[SUPPLIED RECORDS]:
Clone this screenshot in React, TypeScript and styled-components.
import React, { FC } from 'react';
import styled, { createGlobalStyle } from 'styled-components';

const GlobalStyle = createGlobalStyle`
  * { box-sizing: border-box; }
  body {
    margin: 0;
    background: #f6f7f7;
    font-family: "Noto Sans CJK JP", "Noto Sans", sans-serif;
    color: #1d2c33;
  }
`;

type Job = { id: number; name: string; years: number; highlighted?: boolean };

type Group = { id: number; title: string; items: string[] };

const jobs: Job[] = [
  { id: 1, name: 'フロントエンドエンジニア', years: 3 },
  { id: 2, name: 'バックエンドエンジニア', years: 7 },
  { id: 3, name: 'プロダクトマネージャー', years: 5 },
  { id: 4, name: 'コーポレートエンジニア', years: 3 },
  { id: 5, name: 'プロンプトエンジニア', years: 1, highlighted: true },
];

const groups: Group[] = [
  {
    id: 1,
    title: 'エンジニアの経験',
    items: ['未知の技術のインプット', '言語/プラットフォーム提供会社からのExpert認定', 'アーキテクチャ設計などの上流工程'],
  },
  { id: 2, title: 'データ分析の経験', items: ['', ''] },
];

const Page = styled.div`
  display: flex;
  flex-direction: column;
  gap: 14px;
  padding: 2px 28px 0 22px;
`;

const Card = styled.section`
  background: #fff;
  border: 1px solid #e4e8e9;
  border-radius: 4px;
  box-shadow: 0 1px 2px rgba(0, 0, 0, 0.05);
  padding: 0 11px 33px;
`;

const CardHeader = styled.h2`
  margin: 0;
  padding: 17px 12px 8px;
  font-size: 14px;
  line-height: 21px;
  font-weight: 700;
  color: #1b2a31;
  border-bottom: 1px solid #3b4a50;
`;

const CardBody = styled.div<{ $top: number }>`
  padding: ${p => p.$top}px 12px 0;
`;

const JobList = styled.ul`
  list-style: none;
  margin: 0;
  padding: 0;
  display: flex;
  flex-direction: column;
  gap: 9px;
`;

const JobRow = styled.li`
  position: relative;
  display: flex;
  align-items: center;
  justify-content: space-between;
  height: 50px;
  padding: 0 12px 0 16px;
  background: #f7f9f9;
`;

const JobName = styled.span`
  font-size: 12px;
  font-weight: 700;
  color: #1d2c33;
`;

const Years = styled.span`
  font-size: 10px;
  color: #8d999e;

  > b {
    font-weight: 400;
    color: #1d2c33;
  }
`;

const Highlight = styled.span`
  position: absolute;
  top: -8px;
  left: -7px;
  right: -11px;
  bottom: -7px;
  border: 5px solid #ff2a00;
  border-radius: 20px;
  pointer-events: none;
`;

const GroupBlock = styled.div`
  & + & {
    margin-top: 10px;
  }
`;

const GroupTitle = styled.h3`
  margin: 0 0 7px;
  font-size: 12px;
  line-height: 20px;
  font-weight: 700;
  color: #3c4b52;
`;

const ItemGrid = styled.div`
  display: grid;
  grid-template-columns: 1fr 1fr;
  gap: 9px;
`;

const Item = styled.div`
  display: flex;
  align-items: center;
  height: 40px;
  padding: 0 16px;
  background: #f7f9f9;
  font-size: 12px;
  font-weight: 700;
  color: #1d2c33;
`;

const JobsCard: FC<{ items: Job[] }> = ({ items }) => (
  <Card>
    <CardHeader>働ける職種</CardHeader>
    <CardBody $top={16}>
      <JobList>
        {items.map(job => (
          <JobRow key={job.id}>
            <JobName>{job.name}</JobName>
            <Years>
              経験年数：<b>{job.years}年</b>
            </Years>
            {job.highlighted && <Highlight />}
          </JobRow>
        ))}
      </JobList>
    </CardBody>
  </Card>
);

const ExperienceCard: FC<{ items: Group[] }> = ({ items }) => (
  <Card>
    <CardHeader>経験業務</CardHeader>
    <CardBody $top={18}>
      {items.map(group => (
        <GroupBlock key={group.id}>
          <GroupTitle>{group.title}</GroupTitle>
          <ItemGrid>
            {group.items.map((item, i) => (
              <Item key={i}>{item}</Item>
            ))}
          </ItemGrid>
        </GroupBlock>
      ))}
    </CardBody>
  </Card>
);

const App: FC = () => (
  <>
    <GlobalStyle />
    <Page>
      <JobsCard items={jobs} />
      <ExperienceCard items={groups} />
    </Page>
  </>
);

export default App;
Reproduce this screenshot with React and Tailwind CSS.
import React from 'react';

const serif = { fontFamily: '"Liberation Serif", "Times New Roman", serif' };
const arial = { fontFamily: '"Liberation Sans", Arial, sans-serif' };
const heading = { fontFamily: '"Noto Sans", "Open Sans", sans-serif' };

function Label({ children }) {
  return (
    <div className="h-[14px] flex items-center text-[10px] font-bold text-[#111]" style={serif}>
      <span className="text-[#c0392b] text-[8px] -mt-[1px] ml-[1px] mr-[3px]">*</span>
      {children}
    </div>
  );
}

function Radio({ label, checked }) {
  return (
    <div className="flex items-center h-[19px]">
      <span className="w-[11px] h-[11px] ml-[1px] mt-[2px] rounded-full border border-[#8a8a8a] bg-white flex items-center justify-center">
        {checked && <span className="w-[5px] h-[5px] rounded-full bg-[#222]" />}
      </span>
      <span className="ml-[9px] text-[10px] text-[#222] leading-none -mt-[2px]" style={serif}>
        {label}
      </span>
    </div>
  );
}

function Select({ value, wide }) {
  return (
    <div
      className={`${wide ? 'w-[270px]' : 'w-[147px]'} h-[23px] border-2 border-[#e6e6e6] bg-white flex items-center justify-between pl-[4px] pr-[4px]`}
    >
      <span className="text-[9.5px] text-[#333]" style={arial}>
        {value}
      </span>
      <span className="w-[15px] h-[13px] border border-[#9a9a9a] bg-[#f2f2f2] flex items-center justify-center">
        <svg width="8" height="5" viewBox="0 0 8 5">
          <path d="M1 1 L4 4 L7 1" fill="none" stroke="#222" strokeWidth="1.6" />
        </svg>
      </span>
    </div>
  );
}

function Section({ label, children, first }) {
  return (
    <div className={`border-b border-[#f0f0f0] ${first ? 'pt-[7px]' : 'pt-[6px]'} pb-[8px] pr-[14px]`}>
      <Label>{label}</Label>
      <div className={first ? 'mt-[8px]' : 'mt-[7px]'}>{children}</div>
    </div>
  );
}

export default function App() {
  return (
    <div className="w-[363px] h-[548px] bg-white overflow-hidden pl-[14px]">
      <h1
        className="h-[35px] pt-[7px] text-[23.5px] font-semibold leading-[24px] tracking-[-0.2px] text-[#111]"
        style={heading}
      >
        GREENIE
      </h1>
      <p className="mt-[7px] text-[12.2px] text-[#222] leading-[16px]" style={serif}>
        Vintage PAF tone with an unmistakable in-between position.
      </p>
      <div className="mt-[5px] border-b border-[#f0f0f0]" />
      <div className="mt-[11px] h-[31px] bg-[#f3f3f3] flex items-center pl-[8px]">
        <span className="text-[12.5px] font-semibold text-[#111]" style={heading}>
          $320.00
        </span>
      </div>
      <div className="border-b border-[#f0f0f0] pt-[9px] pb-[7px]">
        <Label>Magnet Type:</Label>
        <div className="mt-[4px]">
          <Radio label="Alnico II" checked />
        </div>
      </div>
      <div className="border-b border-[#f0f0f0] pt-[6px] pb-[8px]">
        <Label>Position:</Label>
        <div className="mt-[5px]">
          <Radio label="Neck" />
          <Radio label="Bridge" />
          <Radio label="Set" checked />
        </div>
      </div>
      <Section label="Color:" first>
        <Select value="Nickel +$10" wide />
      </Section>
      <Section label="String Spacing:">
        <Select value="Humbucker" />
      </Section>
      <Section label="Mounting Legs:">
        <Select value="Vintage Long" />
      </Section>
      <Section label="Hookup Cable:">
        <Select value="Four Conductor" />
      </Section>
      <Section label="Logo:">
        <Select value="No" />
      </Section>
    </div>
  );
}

---

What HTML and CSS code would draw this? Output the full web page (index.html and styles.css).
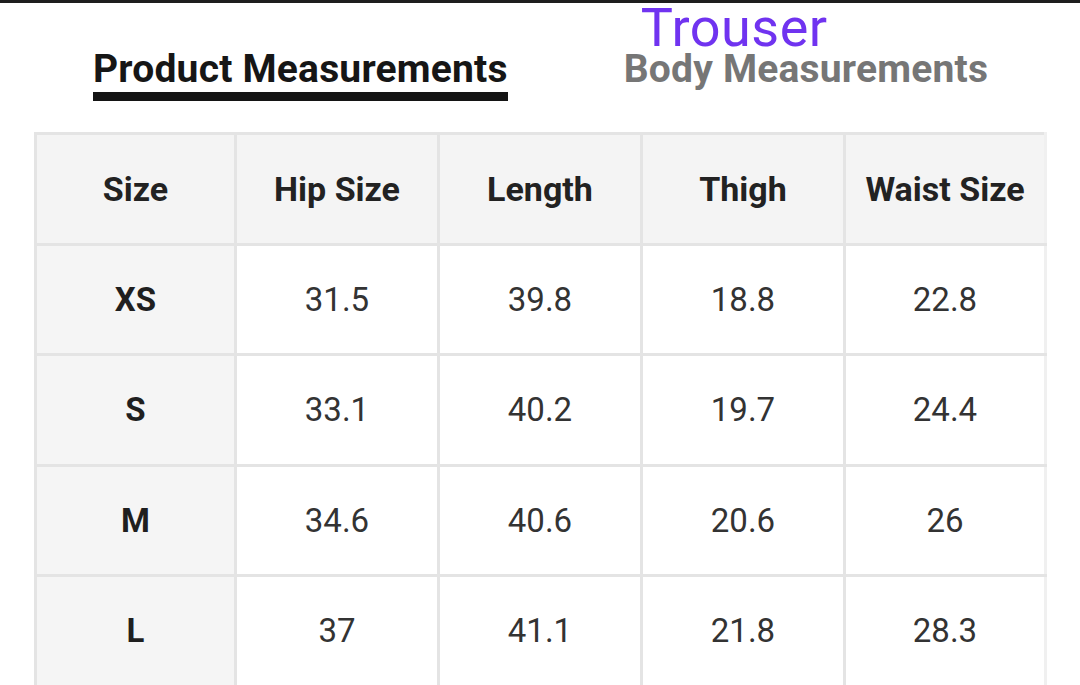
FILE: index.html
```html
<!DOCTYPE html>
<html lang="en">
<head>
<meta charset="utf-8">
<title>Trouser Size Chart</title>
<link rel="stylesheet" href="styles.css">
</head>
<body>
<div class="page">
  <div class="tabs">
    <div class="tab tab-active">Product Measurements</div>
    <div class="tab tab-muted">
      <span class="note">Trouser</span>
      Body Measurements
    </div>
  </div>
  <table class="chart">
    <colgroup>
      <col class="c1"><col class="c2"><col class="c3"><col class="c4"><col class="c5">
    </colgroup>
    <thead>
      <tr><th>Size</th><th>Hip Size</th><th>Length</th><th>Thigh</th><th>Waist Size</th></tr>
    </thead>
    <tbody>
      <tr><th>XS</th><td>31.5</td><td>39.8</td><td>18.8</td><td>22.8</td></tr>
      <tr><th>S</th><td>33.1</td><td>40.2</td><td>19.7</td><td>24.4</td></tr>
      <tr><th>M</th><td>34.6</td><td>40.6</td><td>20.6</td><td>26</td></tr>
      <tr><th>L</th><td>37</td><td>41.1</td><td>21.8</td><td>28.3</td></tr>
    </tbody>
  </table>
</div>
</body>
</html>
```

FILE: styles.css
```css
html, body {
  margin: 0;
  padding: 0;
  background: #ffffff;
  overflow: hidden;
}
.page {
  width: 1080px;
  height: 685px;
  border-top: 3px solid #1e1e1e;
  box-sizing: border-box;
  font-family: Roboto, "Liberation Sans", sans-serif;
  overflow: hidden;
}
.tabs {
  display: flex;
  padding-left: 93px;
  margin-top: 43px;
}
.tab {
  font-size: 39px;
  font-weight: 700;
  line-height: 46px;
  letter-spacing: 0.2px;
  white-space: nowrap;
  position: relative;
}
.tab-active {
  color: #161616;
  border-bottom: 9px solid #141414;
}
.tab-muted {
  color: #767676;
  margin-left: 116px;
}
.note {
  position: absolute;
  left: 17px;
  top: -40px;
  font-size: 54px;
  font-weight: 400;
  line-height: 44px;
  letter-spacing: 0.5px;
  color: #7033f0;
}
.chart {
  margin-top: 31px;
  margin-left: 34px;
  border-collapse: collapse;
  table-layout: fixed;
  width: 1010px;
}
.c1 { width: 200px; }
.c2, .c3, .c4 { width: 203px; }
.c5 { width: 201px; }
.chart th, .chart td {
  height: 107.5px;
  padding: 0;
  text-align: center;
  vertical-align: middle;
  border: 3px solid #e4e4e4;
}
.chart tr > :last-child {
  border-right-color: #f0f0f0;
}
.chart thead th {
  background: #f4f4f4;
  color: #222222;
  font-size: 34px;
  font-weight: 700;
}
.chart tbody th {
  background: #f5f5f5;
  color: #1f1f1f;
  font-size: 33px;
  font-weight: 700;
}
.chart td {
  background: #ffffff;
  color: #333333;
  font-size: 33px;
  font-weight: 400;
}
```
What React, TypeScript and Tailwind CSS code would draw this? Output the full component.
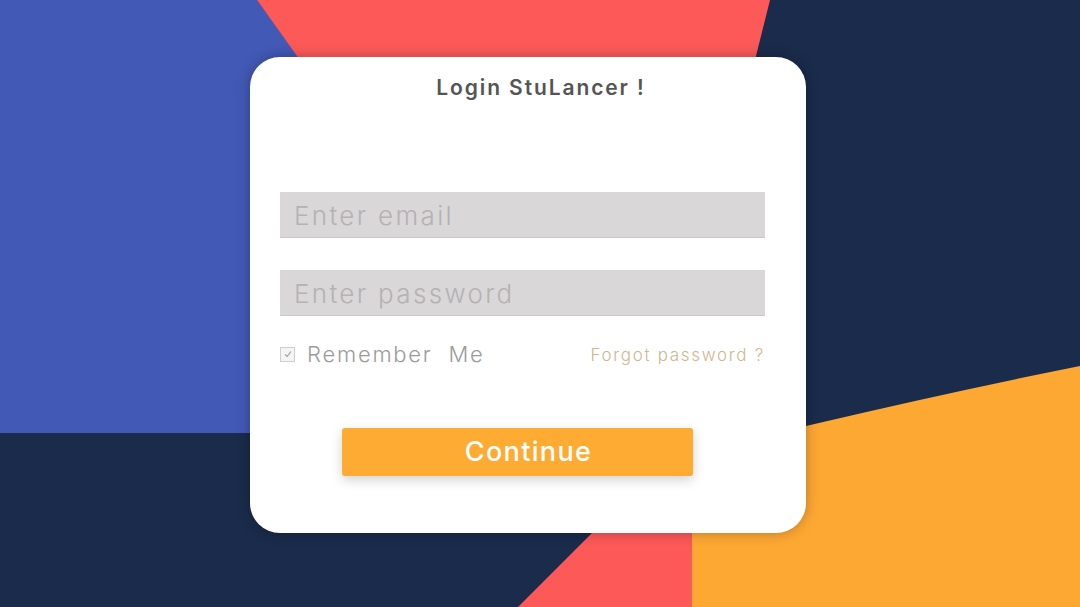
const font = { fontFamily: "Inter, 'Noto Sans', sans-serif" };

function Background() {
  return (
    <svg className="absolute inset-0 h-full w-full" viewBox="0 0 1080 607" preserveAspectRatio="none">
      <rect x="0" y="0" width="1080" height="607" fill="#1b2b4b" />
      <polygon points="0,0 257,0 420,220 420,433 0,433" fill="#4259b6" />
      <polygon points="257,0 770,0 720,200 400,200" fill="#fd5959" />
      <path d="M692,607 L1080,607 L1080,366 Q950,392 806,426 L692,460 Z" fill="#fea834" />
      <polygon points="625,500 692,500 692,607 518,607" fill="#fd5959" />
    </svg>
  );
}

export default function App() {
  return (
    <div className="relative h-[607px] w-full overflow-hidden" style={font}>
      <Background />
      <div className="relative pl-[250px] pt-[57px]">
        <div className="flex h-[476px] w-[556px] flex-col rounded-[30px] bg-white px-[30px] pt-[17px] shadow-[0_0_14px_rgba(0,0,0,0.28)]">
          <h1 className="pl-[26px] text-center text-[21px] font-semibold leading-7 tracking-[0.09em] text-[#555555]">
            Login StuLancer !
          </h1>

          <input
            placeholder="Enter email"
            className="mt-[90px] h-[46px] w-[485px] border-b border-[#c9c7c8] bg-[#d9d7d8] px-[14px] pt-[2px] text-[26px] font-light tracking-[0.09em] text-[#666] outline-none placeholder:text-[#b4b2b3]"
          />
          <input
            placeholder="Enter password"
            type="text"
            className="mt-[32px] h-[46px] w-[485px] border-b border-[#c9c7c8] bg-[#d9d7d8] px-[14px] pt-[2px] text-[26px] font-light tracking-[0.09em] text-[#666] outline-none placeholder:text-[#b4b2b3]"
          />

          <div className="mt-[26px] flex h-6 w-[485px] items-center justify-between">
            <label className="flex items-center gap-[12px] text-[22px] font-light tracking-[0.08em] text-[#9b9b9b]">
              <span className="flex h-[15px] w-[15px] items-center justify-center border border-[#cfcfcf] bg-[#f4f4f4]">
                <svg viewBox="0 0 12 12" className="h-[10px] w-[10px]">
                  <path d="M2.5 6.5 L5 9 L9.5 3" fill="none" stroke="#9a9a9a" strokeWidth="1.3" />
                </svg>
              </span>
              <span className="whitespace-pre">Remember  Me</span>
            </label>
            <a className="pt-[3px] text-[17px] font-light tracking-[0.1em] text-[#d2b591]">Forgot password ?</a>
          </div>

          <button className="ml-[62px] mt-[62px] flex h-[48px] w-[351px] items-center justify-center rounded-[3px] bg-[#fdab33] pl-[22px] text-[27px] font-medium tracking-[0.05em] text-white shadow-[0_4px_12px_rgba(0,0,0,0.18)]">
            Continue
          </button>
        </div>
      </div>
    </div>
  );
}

[WRITTEN EXERCISE]: Go back over the listing above and copy exactly the lines that begin at the line with "Clone this screenshot" and stop after the line with "number; title: string;"; leave out every other line.

[RESULT FOR THIS EXERCISE]:
Clone this screenshot in React, TypeScript and styled-components.
import React, { FC } from 'react';
import styled, { createGlobalStyle } from 'styled-components';

const GlobalStyle = createGlobalStyle`
  * { box-sizing: border-box; }
  body {
    margin: 0;
    background: #f6f7f7;
    font-family: "Noto Sans CJK JP", "Noto Sans", sans-serif;
    color: #1d2c33;
  }
`;

type Job = { id: number; name: string; years: number; highlighted?: boolean };

type Group = { id: number; title: string; items: string[] };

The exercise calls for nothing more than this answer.